One key difference in the lamb recipe is that you do not use the lime juice, but instead use pomegranate juice. So, you can see how this would kinda mess up the assembly line in your average curry house.


Pairings

I can't remember the last time I had this curry with wine. When I did, it would almost have certainly been a South African Chenin Blanc, but no one winery in particular springs to mind.

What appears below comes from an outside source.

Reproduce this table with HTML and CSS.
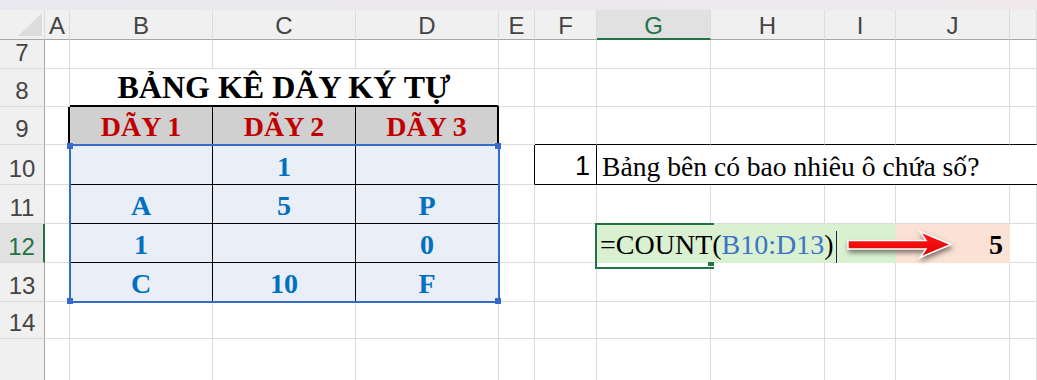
FILE: index.html
```html
<!DOCTYPE html>
<html lang="vi">
<head>
<meta charset="utf-8">
<title>COUNT</title>
<link rel="stylesheet" href="styles.css">
</head>
<body>
<div class="topbar"></div>
<div class="sheet">
  <div class="corner"><span class="tri"></span></div>
  <div class="ch">A</div><div class="ch">B</div><div class="ch">C</div><div class="ch">D</div><div class="ch">E</div><div class="ch">F</div><div class="ch sel">G</div><div class="ch">H</div><div class="ch">I</div><div class="ch">J</div><div class="ch"></div>

  <div class="rh">7</div>
  <div class="c"></div><div class="c"></div><div class="c"></div><div class="c"></div><div class="c"></div><div class="c"></div><div class="c"></div><div class="c"></div><div class="c"></div><div class="c"></div><div class="c"></div>

  <div class="rh">8</div>
  <div class="c"></div><div class="c title">BẢNG KÊ DÃY KÝ TỰ</div>
  <div class="c"></div><div class="c"></div><div class="c"></div><div class="c"></div><div class="c"></div><div class="c"></div><div class="c"></div>

  <div class="rh">9</div>
  <div class="c tl"></div><div class="c th">DÃY 1</div><div class="c th">DÃY 2</div><div class="c th last">DÃY 3</div>
  <div class="c"></div><div class="c bb"></div><div class="c bb"></div><div class="c bb"></div><div class="c bb"></div><div class="c bb"></div><div class="c bb"></div>

  <div class="rh">10</div>
  <div class="c"></div>
  <div class="data">
    <i class="h h1"></i><i class="h h2"></i><i class="h h3"></i><i class="h h4"></i>
    <div class="d"></div><div class="d">1</div><div class="d"></div>
    <div class="d">A</div><div class="d">5</div><div class="d">P</div>
    <div class="d">1</div><div class="d"></div><div class="d">0</div>
    <div class="d">C</div><div class="d">10</div><div class="d">F</div>
  </div>
  <div class="c br"></div><div class="c num">1</div><div class="c q">Bảng bên có bao nhiêu ô chứa số?</div>

  <div class="rh">11</div>
  <div class="c"></div>
  <div class="c"></div><div class="c"></div><div class="c"></div><div class="c"></div><div class="c"></div><div class="c"></div><div class="c"></div>

  <div class="rh sel">12</div>
  <div class="c"></div>
  <div class="c"></div><div class="c"></div>
  <div class="c fx">
    <span class="formula">=COUNT(<span class="ref">B10:D13</span>)<span class="caret"></span></span>
    <svg class="arrow" viewBox="0 0 110 34" width="110" height="34">
      <defs>
        <linearGradient id="ag" x1="0" y1="0" x2="0" y2="1">
          <stop offset="0" stop-color="#ff1a1a"/>
          <stop offset="1" stop-color="#e00000"/>
        </linearGradient>
      </defs>
      <path d="M3,12.5 L81,12.5 L75,3.5 L106,16.5 L75,29.5 L81,21 L3,21 Z" fill="url(#ag)" stroke="#fff" stroke-width="1.5" stroke-linejoin="miter"/>
    </svg>
  </div>
  <div class="c res">5</div>
  <div class="c"></div>

  <div class="rh">13</div>
  <div class="c"></div>
  <div class="c"></div><div class="c"></div><div class="c"></div><div class="c"></div><div class="c"></div><div class="c"></div><div class="c"></div>

  <div class="rh">14</div>
  <div class="c"></div><div class="c"></div><div class="c"></div><div class="c"></div><div class="c"></div><div class="c"></div><div class="c"></div><div class="c"></div><div class="c"></div><div class="c"></div><div class="c"></div>

  <div class="rh end"></div>
  <div class="c nb"></div><div class="c nb"></div><div class="c nb"></div><div class="c nb"></div><div class="c nb"></div><div class="c nb"></div><div class="c nb"></div><div class="c nb"></div><div class="c nb"></div><div class="c nb"></div><div class="c nb"></div>
</div>
</body>
</html>
```

FILE: styles.css
```css
* { box-sizing: border-box; }
html, body { margin: 0; padding: 0; }
body {
  width: 1037px;
  height: 380px;
  overflow: hidden;
  background: #fff;
  font-family: "Liberation Serif", "Times New Roman", serif;
}
.topbar {
  height: 10px;
  background: linear-gradient(90deg, #e8e8ee, #efe9ec);
}
.sheet {
  display: grid;
  grid-template-columns: 45px 25px 143px 143px 143px 36px 62px 114px 114px 71px 114px 27px;
  grid-template-rows: 30px 29px 38px 38px 40px 39px 39px 39px 37px 41px;
}
.corner {
  background: #f0f0f0;
  border-right: 1px solid #dcdcdc;
  border-bottom: 1px solid #a6a6a6;
  display: flex;
  justify-content: flex-end;
  align-items: flex-end;
  padding: 0 2px 3px 0;
}
.tri {
  width: 24px;
  height: 23px;
  background: #dcdcdc;
  clip-path: polygon(100% 0, 100% 100%, 0 100%);
}
.ch, .rh {
  background: #f0f0f0;
  font: 24px/1 "Liberation Sans", Arial, sans-serif;
  color: #444;
  display: flex;
  justify-content: center;
  align-items: flex-end;
}
.ch {
  border-right: 1px solid #dcdcdc;
  border-bottom: 1px solid #a6a6a6;
  padding-bottom: 1px;
}
.ch.sel {
  background: #e1e1e1;
  color: #217346;
  border-bottom: 2px solid #217346;
  padding-bottom: 0;
}
.rh {
  border-right: 1px solid #a6a6a6;
  border-bottom: 1px solid #dcdcdc;
  padding-bottom: 3px;
}
.rh.sel {
  background: #e1e1e1;
  color: #217346;
  border-right: 2px solid #217346;
}
.rh.end { border-bottom: none; }

.c {
  border-right: 1px solid #dcdcdc;
  border-bottom: 1px solid #dcdcdc;
  display: flex;
  align-items: flex-end;
  white-space: nowrap;
  font-size: 28px;
  line-height: 1;
  padding-bottom: 3px;
  min-width: 0;
  color: #000;
}
.c.nb { border-bottom: none; }
.c.bb { border-bottom-color: #000; }
.c.br { border-right-color: #000; }

.title {
  grid-column: span 3;
  justify-content: center;
  font-weight: bold;
  font-size: 32px;
  border-bottom: 2px solid #000;
  padding-bottom: 2px;
}
.tl { border-right: 2px solid #000; }
.th {
  background: #d0d0d0;
  color: #c00000;
  font-weight: bold;
  justify-content: center;
  border-right: 1px solid #000;
  border-bottom: 1px solid #000;
}
.th.last { border-right: 2px solid #000; }

.data {
  grid-column: span 3;
  grid-row: span 4;
  position: relative;
  z-index: 2;
  display: grid;
  grid-template-columns: 143px 143px 143px;
  grid-template-rows: 40px 39px 39px 39px;
  background: #e9eef7;
  outline: 2px solid #356ccb;
  outline-offset: -1px;
}
.d {
  display: flex;
  justify-content: center;
  align-items: flex-end;
  padding-bottom: 3px;
  font-size: 28px;
  line-height: 1;
  font-weight: bold;
  color: #0070c0;
  border-right: 1px solid #000;
  border-bottom: 1px solid #000;
}
.h {
  position: absolute;
  width: 6px;
  height: 6px;
  background: #356ccb;
  z-index: 3;
}
.h1 { left: -3px; top: -2px; }
.h2 { right: -2px; top: -2px; }
.h3 { left: -3px; bottom: -2px; }
.h4 { right: -2px; bottom: -2px; }

.num {
  justify-content: flex-end;
  font: 27px/1 "Liberation Sans", Arial, sans-serif;
  padding: 0 6px 4px 0;
  border-right-color: #000;
  border-bottom-color: #000;
}
.q {
  grid-column: span 5;
  padding-left: 5px;
  font-size: 27.6px;
  border-right: none;
  border-bottom-color: #000;
}

.fx {
  grid-column: span 3;
  background: #d9f1d1;
  border-color: transparent;
  position: relative;
  z-index: 1;
  padding-left: 3px;
}
.fx::before {
  content: "";
  position: absolute;
  left: -2px;
  top: -1px;
  width: 117px;
  height: 42px;
  border: 2px solid #217346;
  border-right: none;
}
.fx::after {
  content: "";
  position: absolute;
  left: 110px;
  top: 38px;
  width: 6px;
  height: 4px;
  background: #217346;
  border-left: 1px solid #fff;
}
.ref { color: #3c73c6; }
.caret {
  display: inline-block;
  width: 1px;
  height: 32px;
  margin: 0 0 -9px 2px;
  background: #2b1d4f;
}
.arrow {
  position: absolute;
  left: 248px;
  top: 4px;
  overflow: visible;
  filter: drop-shadow(1px 3px 2.5px rgba(0, 0, 0, 0.5));
}
.res {
  background: #fbe2d5;
  border-color: transparent;
  justify-content: flex-end;
  padding-right: 6px;
  font-weight: bold;
}
```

Perhaps it's its curry house associations that mean it's one of the rare dishes with which I default to beer. It's great with beer, particularly with IPAs (India Pale Ale). Don't get me started on the post-colonial reading on that one. Contrary to the ignorant misinformation of many on the Internet, these are not beers that originated in India, but were created in the UK so that the British East India Company could optimise its profits and control of desirable commodities as an early corporation-as-colonialism with a beer formulated to withstand long sea voyages. It naturally became tied up with Indian cuisine as read from the West. But, perhaps the hipsters would be a little less proud of boasting about IPAs if they bothered to research its far more questionable origins rather than jumping to the conclusion that it "comes from" India.


These days, there are so many IPAs on the market, it's difficult to remember them all. For obvious reasons I usually reach for Brewdog Punk IPA, which works very well (and BTW, the alcohol-free version is a really good choice for designated drivers). But, another recent curveball that is worth mentioning is Co-op IPA Ale. I had some that I bought for using on the barbecue and couldn't be bothered to venture out, reheating this dish later than I would have liked one evening, and it worked extremely well.


All that said, again probably harking back to the 1970s, I love this dish with a cold Coke with a generous dash of lime, which is how I opted to have it this time.